The report suggested that high turnover in the CIO office is partly to blame for this oversight. Since the FAFSA overhaul began in 2021, there have been six different Education Department CIOs, according to the report. A “lack of consistent leadership” is one of many more systemic, department-level flaws that the GAO warns could undermine this cycle’s FAFSA launch, which has already been pushed back two months.
“Until the department addresses these weaknesses, it will be hampered in its ability to make needed improvements to [the FAFSA processing system],” the report concludes. “This could put the 2025–2026 FAFSA cycle at increased risk for experiencing further delays and technical errors.”
Can’t Escape the Past
The existence of the GAO report itself has made headlines this past year: Congressional Republicans asked for the investigation in January and then accused the department of obstructing the review.

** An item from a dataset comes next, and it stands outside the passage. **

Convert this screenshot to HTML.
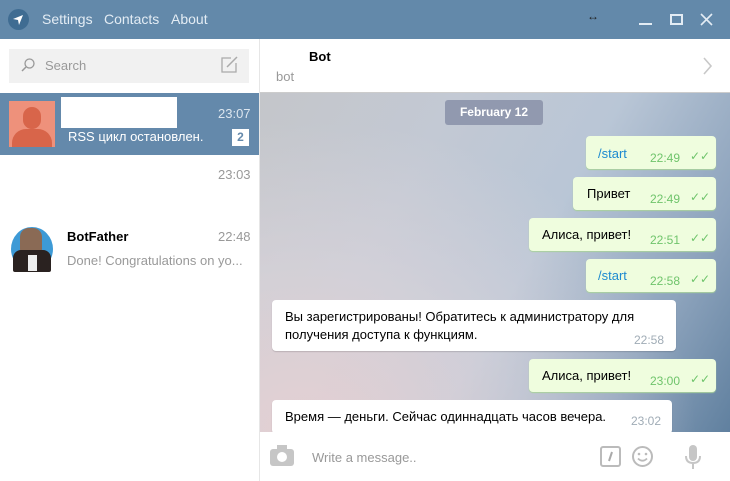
<!DOCTYPE html>
<html><head><meta charset="utf-8"><style>
*{margin:0;padding:0;box-sizing:border-box}
body{width:730px;height:481px;overflow:hidden;position:relative;font-family:"Liberation Sans","DejaVu Sans",sans-serif;font-size:13px;background:#fff}
.a{position:absolute}
.bub{position:absolute;border-radius:4px;box-shadow:0 1px 1px rgba(0,0,0,.15)}
.out{background:#effdde;box-shadow:0 1px 1px #a9d19c}
.in{background:#fff}
.t{position:absolute;font-size:12px}
.tg{color:#6fc46b}
.tgr{color:#a0acb6}
</style></head><body>
<div class="a" style="left:0;top:0;width:730px;height:39px;background:#6389aa"></div>
<div class="a" style="left:8px;top:9px;width:21px;height:21px;border-radius:50%;background:#3f6c92"></div>
<svg class="a" style="left:11px;top:12px" width="15" height="15" viewBox="0 0 15 15"><path d="M2 7 L12 3 L8 13 L7 8 Z" fill="#fff"/></svg>
<div class="a" style="left:42px;top:11px;color:#e3ecf4;font-size:14px">Settings</div>
<div class="a" style="left:104px;top:11px;color:#e3ecf4;font-size:14px">Contacts</div>
<div class="a" style="left:171px;top:11px;color:#e3ecf4;font-size:14px">About</div>
<div class="a" style="left:587px;top:9px;color:#222;font-size:12px">↔</div>
<div class="a" style="left:639px;top:23px;width:13px;height:2px;background:#e3ecf4"></div>
<div class="a" style="left:670px;top:14px;width:13px;height:11px;border:2px solid #e3ecf4"></div>
<svg class="a" style="left:700px;top:13px" width="13" height="13"><path d="M1 1L12 12M12 1L1 12" stroke="#e3ecf4" stroke-width="1.6"/></svg>

<div class="a" style="left:259px;top:39px;width:1px;height:442px;background:#e6e6e6"></div>
<div class="a" style="left:9px;top:49px;width:240px;height:34px;background:#f1f1f1"></div>
<svg class="a" style="left:20px;top:57px" width="16" height="16"><circle cx="9.5" cy="6.5" r="4.5" fill="none" stroke="#999" stroke-width="1.3"/><path d="M6 10L2 14" stroke="#999" stroke-width="1.5"/></svg>
<div class="a" style="left:45px;top:58px;color:#999;font-size:13px">Search</div>
<svg class="a" style="left:220px;top:55px" width="19" height="19"><path d="M16 8v9H2V3h9" fill="none" stroke="#aaa" stroke-width="1.3"/><path d="M7 12L17 2" stroke="#aaa" stroke-width="1.5"/></svg>

<div class="a" style="left:0;top:93px;width:259px;height:62px;background:#6489ab"></div>
<div class="a" style="left:9px;top:101px;width:46px;height:46px;background:#ee917b;overflow:hidden">
<div class="a" style="left:14px;top:6px;width:18px;height:22px;border-radius:9px;background:#d8654a"></div>
<div class="a" style="left:3px;top:28px;width:40px;height:24px;border-radius:14px 14px 0 0;background:#d8654a"></div></div>
<div class="a" style="left:61px;top:97px;width:116px;height:31px;background:#fff"></div>
<div class="a" style="left:218px;top:106px;color:#dce6ef;font-size:13px">23:07</div>
<div class="a" style="left:68px;top:129px;color:#fff;font-size:13px">RSS цикл остановлен.</div>
<div class="a" style="left:232px;top:129px;width:17px;height:17px;background:#fff;color:#6489ab;font-weight:bold;font-size:12px;text-align:center;line-height:17px">2</div>
<div class="a" style="left:218px;top:167px;color:#999;font-size:13px">23:03</div>
<div class="a" style="left:11px;top:227px;width:42px;height:44px;border-radius:50%;background:#3d9ad6"></div>
<div class="a" style="left:20px;top:228px;width:22px;height:30px;border-radius:9px;background:#8a6a55"></div>
<div class="a" style="left:13px;top:250px;width:38px;height:22px;border-radius:8px 8px 2px 2px;background:#2a2220"></div>
<div class="a" style="left:28px;top:255px;width:9px;height:16px;background:#eee"></div>
<div class="a" style="left:67px;top:229px;color:#000;font-size:13px;font-weight:bold">BotFather</div>
<div class="a" style="left:218px;top:229px;color:#999;font-size:13px">22:48</div>
<div class="a" style="left:67px;top:253px;color:#999;font-size:13px">Done! Congratulations on yo...</div>

<div class="a" style="left:260px;top:92px;width:470px;height:1px;background:#ccc"></div>
<div class="a" style="left:309px;top:49px;color:#000;font-size:13px;font-weight:bold">Bot</div>
<div class="a" style="left:276px;top:69px;color:#999;font-size:13px">bot</div>
<svg class="a" style="left:703px;top:57px" width="10" height="18"><path d="M1 1L8 9L1 17" fill="none" stroke="#c8c8c8" stroke-width="1.6"/></svg>

<div class="a" style="left:260px;top:93px;width:470px;height:339px;background:linear-gradient(120deg,#c4c6ca 0%,#c3c9d4 30%,#b9c6d6 55%,#8ea4bd 80%,#60809f 100%)"></div>
<div class="a" style="left:260px;top:93px;width:470px;height:339px;background:radial-gradient(ellipse at 10% 100%,rgba(232,208,210,.9) 0%,rgba(225,215,220,.5) 35%,rgba(220,215,220,0) 65%)"></div>
<div class="a" style="left:445px;top:100px;width:98px;height:25px;border-radius:3px;background:#9199af;color:#fff;font-weight:bold;font-size:12px;text-align:center;line-height:25px">February 12</div>

<div class="bub out" style="left:586px;top:136px;width:130px;height:33px"></div>
<div class="a" style="left:598px;top:146px;color:#1d8ad0">/start</div>
<div class="t tg" style="left:650px;top:151px">22:49</div><div class="t tg" style="left:690px;top:149px">✓✓</div>
<div class="bub out" style="left:573px;top:177px;width:143px;height:33px"></div>
<div class="a" style="left:587px;top:186px;color:#000">Привет</div>
<div class="t tg" style="left:650px;top:192px">22:49</div><div class="t tg" style="left:690px;top:190px">✓✓</div>
<div class="bub out" style="left:529px;top:218px;width:187px;height:33px"></div>
<div class="a" style="left:542px;top:227px;color:#000">Алиса, привет!</div>
<div class="t tg" style="left:650px;top:233px">22:51</div><div class="t tg" style="left:690px;top:231px">✓✓</div>
<div class="bub out" style="left:586px;top:259px;width:130px;height:33px"></div>
<div class="a" style="left:598px;top:268px;color:#1d8ad0">/start</div>
<div class="t tg" style="left:650px;top:274px">22:58</div><div class="t tg" style="left:690px;top:272px">✓✓</div>
<div class="bub in" style="left:272px;top:300px;width:404px;height:51px"></div>
<div class="a" style="left:285px;top:308px;color:#000;line-height:18px">Вы зарегистрированы! Обратитесь к администратору для<br>получения доступа к функциям.</div>
<div class="t tgr" style="left:634px;top:333px">22:58</div>
<div class="bub out" style="left:529px;top:359px;width:187px;height:33px"></div>
<div class="a" style="left:542px;top:368px;color:#000">Алиса, привет!</div>
<div class="t tg" style="left:650px;top:374px">23:00</div><div class="t tg" style="left:690px;top:372px">✓✓</div>
<div class="bub in" style="left:272px;top:400px;width:400px;height:34px"></div>
<div class="a" style="left:285px;top:409px;color:#000">Время — деньги. Сейчас одиннадцать часов вечера.</div>
<div class="t tgr" style="left:631px;top:414px">23:02</div>

<div class="a" style="left:260px;top:432px;width:470px;height:49px;background:#fff"></div>
<div class="a" style="left:270px;top:449px;width:24px;height:17px;border-radius:3px;background:#c6c6c6"></div>
<div class="a" style="left:277px;top:445px;width:10px;height:5px;background:#c6c6c6"></div>
<div class="a" style="left:277px;top:452px;width:10px;height:10px;border-radius:50%;background:#fff"></div>
<div class="a" style="left:312px;top:450px;color:#999;font-size:13px">Write a message..</div>
<div class="a" style="left:600px;top:446px;width:21px;height:21px;border:2px solid #bbb;border-radius:3px"></div>
<svg class="a" style="left:600px;top:446px" width="21" height="21"><path d="M12 6L9 15" stroke="#aaa" stroke-width="2"/></svg>
<svg class="a" style="left:631px;top:445px" width="23" height="23"><circle cx="11.5" cy="11.5" r="9.5" fill="none" stroke="#bbb" stroke-width="2"/><circle cx="8" cy="9" r="1.3" fill="#bbb"/><circle cx="15" cy="9" r="1.3" fill="#bbb"/><path d="M7 13.5Q11.5 18 16 13.5" fill="none" stroke="#bbb" stroke-width="1.8"/></svg>
<svg class="a" style="left:684px;top:445px" width="18" height="26"><rect x="5" y="0" width="8" height="16" rx="4" fill="#c6c6c6"/><path d="M2 11q0 7 7 7t7-7M9 18v6" fill="none" stroke="#c6c6c6" stroke-width="2"/></svg>
</body></html>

Democrats have also criticized the Biden administration’s handling of the project, which was mandated by Congress.
“Regrettably, the implementation of the law has been derailed by a series of avoidable mistakes made by the Department of Education,” Representative Frederica Wilson, a Florida Democrat, said in prepared opening remarks ahead of Tuesday’s hearing.
Wilson added that she’s been encouraged by the department’s progress for the next application cycle and emphasized the importance of getting this year’s rollout right.
That seems to be where the department’s focus is, too. The department released its own internal report Monday, subtitled “A path forward for the 2025–26 cycle,” in which they said they were “committed to learning from challenges with [last cycle’s] launch” and outlined plans for testing the form to ensure it is “fully functional” upon launching.
But the GAO report’s findings are sure to reignite anger over the department’s handling of the new form just as officials are trying to shift the national conversation toward the future. A GAO spokesperson told Inside Higher Ed that the office is still investigating the rollout and reviewing the FAFSA processing system; they expect to conclude their work by early next year.